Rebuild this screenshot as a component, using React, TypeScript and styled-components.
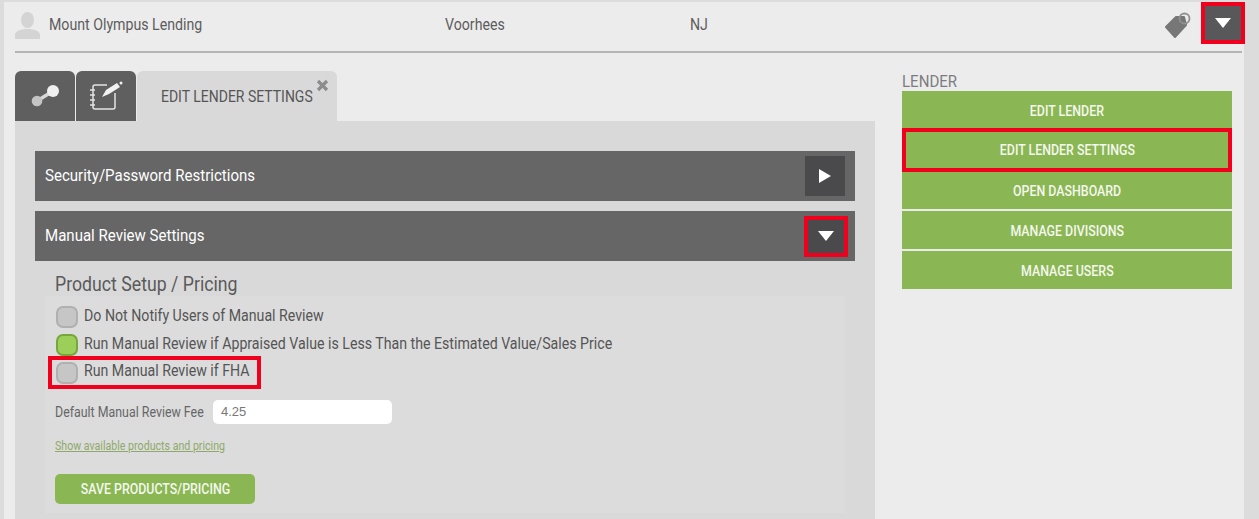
import React from 'react';
import styled, { createGlobalStyle } from 'styled-components';

const GlobalStyle = createGlobalStyle`
  html, body { margin: 0; padding: 0; background: #dcdcdc; height: 100%; overflow: hidden; }
  body { font-family: Roboto, "Liberation Sans", sans-serif; color: #555; }
  * { box-sizing: border-box; }
`;

// the original uses a condensed face, Roboto squeezed sideways is the closest we have
const Narrow = styled.span<{ $center?: boolean }>`
  display: inline-block;
  white-space: nowrap;
  transform: scaleX(0.885);
  transform-origin: ${({ $center }) => ($center ? 'center' : 'left')} center;
`;

const Page = styled.div`
  width: 1240px;
  height: 517px;
  margin: 2px 0 0 4px;
  background: #ececec;
`;

const LenderRow = styled.div`
  display: flex;
  align-items: center;
  height: 51px;
  margin: 0 2px 0 11px;
  border-bottom: 2px solid #b5b5b5;
`;

const UserIcon = styled.svg`
  width: 25px;
  height: 28px;
  margin-right: 9px;
  margin-top: -2px;
  fill: #d4d4d4;
`;

const Cell = styled.div<{ $width: number }>`
  width: ${({ $width }) => $width}px;
  font-size: 16px;
  color: #5c5c5c;
  margin-top: -5px;
`;

const RowEnd = styled.div`
  margin-left: auto;
  display: flex;
  align-items: center;
  gap: 13px;
  margin-right: 1px;
  margin-top: -7px;
`;

const TagIcon = styled.svg`
  width: 28px;
  height: 28px;
  margin-top: 4px;
`;

const ToggleButton = styled.button<{ $w: number; $h: number; $tone: string; $marked?: boolean }>`
  width: ${({ $w }) => $w}px;
  height: ${({ $h }) => $h}px;
  padding: 0;
  border: 0;
  background: ${({ $tone }) => $tone};
  display: flex;
  align-items: center;
  justify-content: center;
  flex: none;
  box-shadow: ${({ $marked }) => ($marked ? '0 0 0 4px #f0001c' : 'none')};
`;

const Arrow = styled.span<{ $dir: 'down' | 'right' }>`
  width: 0;
  height: 0;
  ${({ $dir }) =>
    $dir === 'down'
      ? 'border-left: 8px solid transparent; border-right: 8px solid transparent; border-top: 10px solid #fff;'
      : 'border-top: 7px solid transparent; border-bottom: 7px solid transparent; border-left: 12px solid #fff;'}
`;

const Columns = styled.div`
  display: flex;
  margin-left: 11px;
`;

const MainColumn = styled.div`
  width: 860px;
  padding-top: 18px;
`;

const Tabs = styled.div`
  display: flex;
  gap: 1px;
  height: 50px;
`;

const IconTab = styled.div`
  width: 60px;
  height: 50px;
  background: #5f5f5f;
  border-radius: 6px 6px 0 0;
  display: flex;
  align-items: center;
  justify-content: center;
`;

const ActiveTab = styled.div`
  position: relative;
  width: 200px;
  height: 50px;
  background: #d9d9d9;
  border-radius: 6px 6px 0 0;
  padding: 16px 0 0 24px;
  font-size: 15.8px;
  color: #555;
`;

const CloseMark = styled.svg`
  position: absolute;
  top: 8px;
  right: 8px;
  width: 13px;
  height: 13px;
`;

const Panel = styled.div`
  background: #d9d9d9;
  height: 398px;
  padding: 30px 20px 0;
`;

const AccordionHead = styled.div`
  height: 50px;
  background: #666;
  color: #fff;
  display: flex;
  align-items: center;
  justify-content: space-between;
  padding: 0 10px;
  font-size: 17px;
  margin-bottom: 10px;
`;

const HeadTitle = styled(Narrow)`
  margin-top: -2px;
`;

const HeadEnd = styled.div`
  margin-right: 1px;
`;

const AccordionBody = styled.div`
  padding: 1px 10px 0;
`;

const SectionTitle = styled.div`
  font-size: 20px;
  line-height: 24px;
  color: #5a5a5a;
  padding-left: 10px;
  height: 24px;
`;

const SettingsBox = styled.div`
  background: #dcdcdc;
  height: 217px;
  padding: 7px 10px 0;
`;

const CheckRow = styled.div<{ $marked?: boolean }>`
  display: flex;
  align-items: center;
  gap: 6px;
  font-size: 16px;
  color: #555;
  ${({ $marked }) =>
    $marked
      ? 'width: 205px; height: 25px; margin: 1px 0 0 -3px; padding-left: 4px; outline: 4px solid #f0001c;'
      : 'height: 28px; margin-left: 1px;'}
`;

const CheckText = styled(Narrow)`
  margin-top: -4px;
`;

const CheckBox = styled.span<{ $on?: boolean }>`
  width: 22px;
  height: 22px;
  flex: none;
  border-radius: 7px;
  background: ${({ $on }) => ($on ? '#9ccf5a' : '#c6c6c6')};
  border: 2px solid ${({ $on }) => ($on ? '#76a63c' : '#b0b0b0')};
`;

const FeeRow = styled.div`
  display: flex;
  align-items: center;
  gap: 10px;
  margin-top: 15px;
  font-size: 14px;
  color: #666;
`;

const FeeLabel = styled.div`
  width: 148px;
`;

const FeeInput = styled.div`
  width: 179px;
  height: 24px;
  background: #fff;
  border-radius: 5px;
  font-family: "Liberation Sans", sans-serif;
  font-size: 13px;
  line-height: 24px;
  color: #777;
  padding-left: 8px;
`;

const ProductsLink = styled.a`
  display: block;
  margin-top: 15px;
  height: 14px;
  font-size: 12px;
  line-height: 14px;
  color: #8fa96b;

  & > span {
    text-decoration: underline;
  }
`;

const SaveButton = styled.button`
  display: block;
  margin-top: 21px;
  width: 200px;
  height: 30px;
  padding: 0;
  border: 0;
  border-radius: 5px;
  background: #8bb654;
  color: #f4f8ee;
  font: 500 14px Roboto, sans-serif;
`;

const Side = styled.div`
  width: 330px;
  margin-left: 27px;
  padding-top: 19px;
`;

const SideTitle = styled.div`
  font-size: 17px;
  line-height: 19px;
  color: #7c7c80;
`;

const SideButtons = styled.div`
  display: flex;
  flex-direction: column;
  gap: 2px;
`;

const SideButton = styled.button<{ $marked?: boolean }>`
  height: 38px;
  padding: 2px 0 0;
  border: 0;
  background: #8bb654;
  color: #f4f8ee;
  font: 500 14px Roboto, sans-serif;
  ${({ $marked }) => $marked && 'height: 44px; margin: -3px 0; padding: 0; position: relative; box-shadow: inset 0 0 0 4px #f0001c;'}
`;

const App = () => (
  <>
    <GlobalStyle />
    <Page>
      <LenderRow>
        <UserIcon viewBox="0 0 25 28">
          <ellipse cx="12.5" cy="8" rx="6.500" ry="8" />
          <path d="M0 27v-4c0-4 6-6 12.500-6S25 19 25 23v4z" />
        </UserIcon>
        <Cell $width={396}><Narrow>Mount Olympus Lending</Narrow></Cell>
        <Cell $width={245}><Narrow>Voorhees</Narrow></Cell>
        <Cell $width={100}><Narrow>NJ</Narrow></Cell>
        <RowEnd>
          <TagIcon viewBox="0 0 28 28">
            <path d="M2 16 12 6l8 0 2 8-11 12z" fill="#777" stroke="#777" strokeWidth="2" strokeLinejoin="round" />
            <circle cx="20.500" cy="7.500" r="5" fill="none" stroke="#909090" strokeWidth="1.800" />
          </TagIcon>
          <ToggleButton $w={36} $h={34} $tone="#58585a" $marked>
            <Arrow $dir="down" />
          </ToggleButton>
        </RowEnd>
      </LenderRow>
      <Columns>
        <MainColumn>
          <Tabs>
            <IconTab>
              <svg width="30" height="30" viewBox="0 0 30 30">
                <path d="M7 20 23 10" stroke="#d8d8d8" strokeWidth="3.500" />
                <circle cx="7" cy="20" r="5.300" fill="#c4c4c4" />
                <circle cx="23" cy="10" r="6" fill="#f0f0f0" />
              </svg>
            </IconTab>
            <IconTab>
              <svg width="34" height="36" viewBox="0 0 34 36" fill="none" stroke="#e4e4e4" strokeWidth="1.500">
                <path d="M18 7H6c-1 0-2 1-2 2v20c0 1 1 2 2 2h18c1 0 2-1 2-2V15" />
                <path d="M1 12h5M1 17h5M1 22h5M1 27h5" />
                <path d="M13 19 17 12 28 5l3 4-11 7z" fill="#f2f2f2" stroke="none" />
                <circle cx="32" cy="5" r="1.500" fill="#f2f2f2" stroke="none" />
              </svg>
            </IconTab>
            <ActiveTab>
              <Narrow>EDIT LENDER SETTINGS</Narrow>
              <CloseMark viewBox="0 0 13 13">
                <path d="M2 2l9 9M11 2l-9 9" stroke="#8c8c8c" strokeWidth="3.200" />
              </CloseMark>
            </ActiveTab>
          </Tabs>
          <Panel>
            <AccordionHead>
              <HeadTitle>Security/Password Restrictions</HeadTitle>
              <ToggleButton $w={40} $h={40} $tone="#4a4a4c">
                <Arrow $dir="right" />
              </ToggleButton>
            </AccordionHead>
            <AccordionHead>
              <HeadTitle>Manual Review Settings</HeadTitle>
              <HeadEnd>
                <ToggleButton $w={36} $h={33} $tone="#4a4a4c" $marked>
                  <Arrow $dir="down" />
                </ToggleButton>
              </HeadEnd>
            </AccordionHead>
            <AccordionBody>
              <SectionTitle><Narrow>Product Setup / Pricing</Narrow></SectionTitle>
              <SettingsBox>
                <CheckRow>
                  <CheckBox />
                  <CheckText>Do Not Notify Users of Manual Review</CheckText>
                </CheckRow>
                <CheckRow>
                  <CheckBox $on />
                  <CheckText>Run Manual Review if Appraised Value is Less Than the Estimated Value/Sales Price</CheckText>
                </CheckRow>
                <CheckRow $marked>
                  <CheckBox />
                  <CheckText>Run Manual Review if FHA</CheckText>
                </CheckRow>
                <FeeRow>
                  <FeeLabel><Narrow>Default Manual Review Fee</Narrow></FeeLabel>
                  <FeeInput>4.25</FeeInput>
                </FeeRow>
                <ProductsLink><Narrow>Show available products and pricing</Narrow></ProductsLink>
                <SaveButton><Narrow $center>SAVE PRODUCTS/PRICING</Narrow></SaveButton>
              </SettingsBox>
            </AccordionBody>
          </Panel>
        </MainColumn>
        <Side>
          <SideTitle><Narrow>LENDER</Narrow></SideTitle>
          <SideButtons>
            <SideButton><Narrow $center>EDIT LENDER</Narrow></SideButton>
            <SideButton $marked><Narrow $center>EDIT LENDER SETTINGS</Narrow></SideButton>
            <SideButton><Narrow $center>OPEN DASHBOARD</Narrow></SideButton>
            <SideButton><Narrow $center>MANAGE DIVISIONS</Narrow></SideButton>
            <SideButton><Narrow $center>MANAGE USERS</Narrow></SideButton>
          </SideButtons>
        </Side>
      </Columns>
    </Page>
  </>
);

export default App;
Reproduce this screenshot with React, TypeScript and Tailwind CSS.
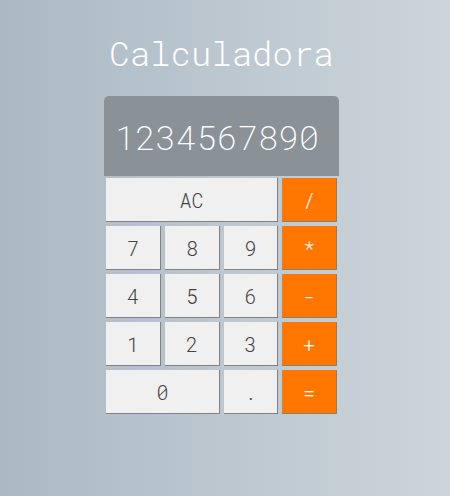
import React from "react";

const mono = { fontFamily: "'Roboto Mono', 'DejaVu Sans Mono', 'Liberation Mono', monospace" };

type Btn = { label: string; op?: boolean; span?: number };

const buttons: Btn[] = [
  { label: "AC", span: 3 },
  { label: "/", op: true },
  { label: "7" },
  { label: "8" },
  { label: "9" },
  { label: "*", op: true },
  { label: "4" },
  { label: "5" },
  { label: "6" },
  { label: "-", op: true },
  { label: "1" },
  { label: "2" },
  { label: "3" },
  { label: "+", op: true },
  { label: "0", span: 2 },
  { label: "." },
  { label: "=", op: true },
];

export default function App() {
  return (
    <div
      className="w-[450px] h-[496px] flex flex-col items-start pl-[104px] bg-gradient-to-r from-[#abb9c4] to-[#cdd5db]"
      style={mono}
    >
      <div className="w-[235px] flex flex-col">
        <h1 className="mt-[33px] text-center text-[34px] leading-[40px] font-light text-white">
          Calculadora
        </h1>
        <div className="mt-[23px] h-[80px] rounded-t-[5px] bg-[#8a9298] flex items-center pl-[11px] text-white text-[34px] font-extralight">
          1234567890
        </div>
        <div className="mt-[2px] pl-[2px] grid grid-cols-[55px_55px_54px_55px] gap-x-[4px] gap-y-[4px] auto-rows-[44px]">
          {buttons.map((b) => (
            <div
              key={b.label}
              className={
                "flex items-center justify-center text-[20px] font-light border-r border-b border-[#808080] " +
                (b.op ? "bg-[#ff7700] text-white " : "bg-[#f0f0f0] text-[#444444] ") +
                (b.span === 3 ? "col-span-3" : b.span === 2 ? "col-span-2" : "")
              }
            >
              {b.label}
            </div>
          ))}
        </div>
      </div>
    </div>
  );
}
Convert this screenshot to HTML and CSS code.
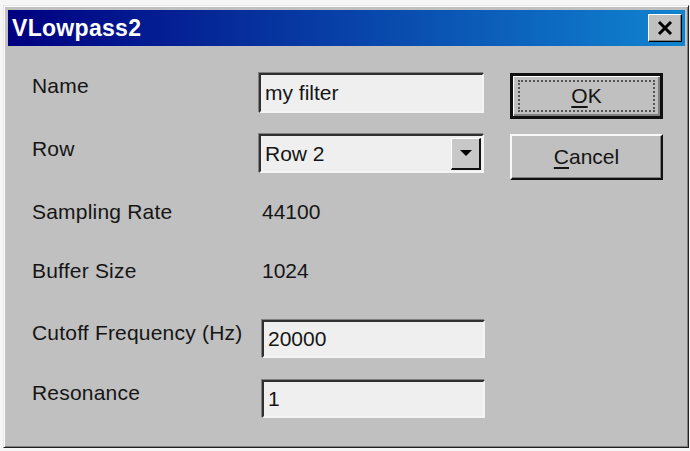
FILE: index.html
```html
<!DOCTYPE html>
<html lang="en">
<head>
<meta charset="UTF-8">
<title>VLowpass2</title>
<link rel="stylesheet" href="styles.css">
</head>
<body>
<div class="window">
    <div class="title-bar">
        <span class="title">VLowpass2</span>
        <button class="close-btn" title="Close">
            <svg width="16" height="14" viewBox="0 0 16 14">
                <path d="M2 1 L14 13 M14 1 L2 13" stroke="#000" stroke-width="3"/>
            </svg>
        </button>
    </div>
    <div class="content">
        <div class="form">
            <div class="label">Name</div>
            <div class="field"><div class="input">my filter</div></div>

            <div class="label label-row">Row</div>
            <div class="field">
                <div class="input select">
                    <span>Row 2</span>
                    <span class="drop-btn"><span class="arrow"></span></span>
                </div>
            </div>

            <div class="label">Sampling Rate</div>
            <div class="value">44100</div>

            <div class="label">Buffer Size</div>
            <div class="value">1024</div>

            <div class="label">Cutoff Frequency (Hz)</div>
            <div class="field"><div class="input input-short">20000</div></div>

            <div class="label">Resonance</div>
            <div class="field"><div class="input input-short">1</div></div>
        </div>
        <div class="actions">
            <button class="btn btn-default"><span class="focus"><u>O</u>K</span></button>
            <button class="btn"><span><u>C</u>ancel</span></button>
        </div>
    </div>
</div>
</body>
</html>
```

FILE: styles.css
```css
body {
    margin: 0;
    padding: 0;
    background-color: #f6f6f6;
    font-family: "Liberation Sans", Arial, sans-serif;
}
.window {
    width: 677px;
    height: 434px;
    margin: 5px 0 0 3px;
    background-color: #c0c0c0;
    border-top: 1px solid #e8e8e8;
    border-left: 1px solid #e8e8e8;
    border-right: 1px solid #202020;
    border-bottom: 1px solid #202020;
    box-shadow: inset 1px 1px 0 #ffffff, inset -1px -1px 0 #808080;
    padding: 4px 3px 3px 4px;
}
.title-bar {
    height: 36px;
    display: flex;
    align-items: center;
    justify-content: space-between;
    background: linear-gradient(to right, #000080, #1084d0);
    padding: 0 3px 0 4px;
}
.title {
    color: #fff;
    font-weight: bold;
    font-size: 23px;
    letter-spacing: 0.3px;
}
.close-btn {
    width: 34px;
    height: 28px;
    padding: 0;
    display: flex;
    align-items: center;
    justify-content: center;
    background-color: #c0c0c0;
    border-top: 1px solid #fff;
    border-left: 1px solid #fff;
    border-right: 1px solid #000;
    border-bottom: 1px solid #000;
    box-shadow: inset -1px -1px 0 #808080;
}
.content {
    display: flex;
    padding: 27px 0 0 24px;
}
.form {
    display: grid;
    grid-template-columns: 227px 225px;
    grid-template-rows: 61px 65px 59px 62px 60px 40px;
    align-items: start;
    font-size: 21px;
    line-height: 24px;
    color: #151515;
}
.label {
    padding-top: 1px;
    letter-spacing: 0.2px;
}
.label-row {
    padding-top: 3px;
}
.value {
    padding-left: 3px;
    padding-top: 1px;
}
.input {
    height: 36px;
    display: flex;
    align-items: center;
    padding: 0 6px 0 4px;
    background-color: #efefef;
    border-top: 2px solid #303030;
    border-left: 2px solid #303030;
    border-right: 2px solid #f4f4f4;
    border-bottom: 2px solid #f4f4f4;
    box-shadow: -1px -1px 0 #808080;
}
.input-short {
    margin-left: 3px;
    width: 209px;
    height: 34px;
}
.select {
    justify-content: space-between;
    padding-right: 1px;
    height: 35px;
}
.drop-btn {
    width: 27px;
    height: 29px;
    display: flex;
    align-items: center;
    justify-content: center;
    background-color: #c8c8c8;
    border-top: 1px solid #fff;
    border-left: 1px solid #fff;
    border-right: 2px solid #111;
    border-bottom: 2px solid #111;
}
.arrow {
    width: 0;
    height: 0;
    border-left: 6px solid transparent;
    border-right: 6px solid transparent;
    border-top: 6px solid #000;
}
.actions {
    display: flex;
    flex-direction: column;
    gap: 15px;
    margin-left: 26px;
}
.btn {
    width: 153px;
    height: 46px;
    padding: 0;
    font-family: "Liberation Sans", Arial, sans-serif;
    font-size: 21px;
    color: #151515;
    background-color: #c0c0c0;
    border-top: 2px solid #f8f8f8;
    border-left: 2px solid #f8f8f8;
    border-right: 2px solid #101010;
    border-bottom: 2px solid #101010;
    box-shadow: inset -1px -1px 0 #808080;
}
.btn-default {
    border: 3px solid #101010;
    box-shadow: inset 1px 1px 0 #fff, inset -2px -2px 0 #808080;
}
.btn span {
    display: block;
    line-height: 28px;
}
.btn .focus {
    margin: 0 5px;
    border: 2px dotted #555;
}
.btn u {
    text-underline-offset: 3px;
}
```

● To be done
Make an exact copy of the lines from the one containing "Reproduce this screenshot" to the one containing "string; op?: boolean;", keeping both and leaving out every picture.

● Task response
Reproduce this screenshot with React, TypeScript and Tailwind CSS.
import React from "react";

const mono = { fontFamily: "'Roboto Mono', 'DejaVu Sans Mono', 'Liberation Mono', monospace" };

type Btn = { label: string; op?: boolean; span?: number };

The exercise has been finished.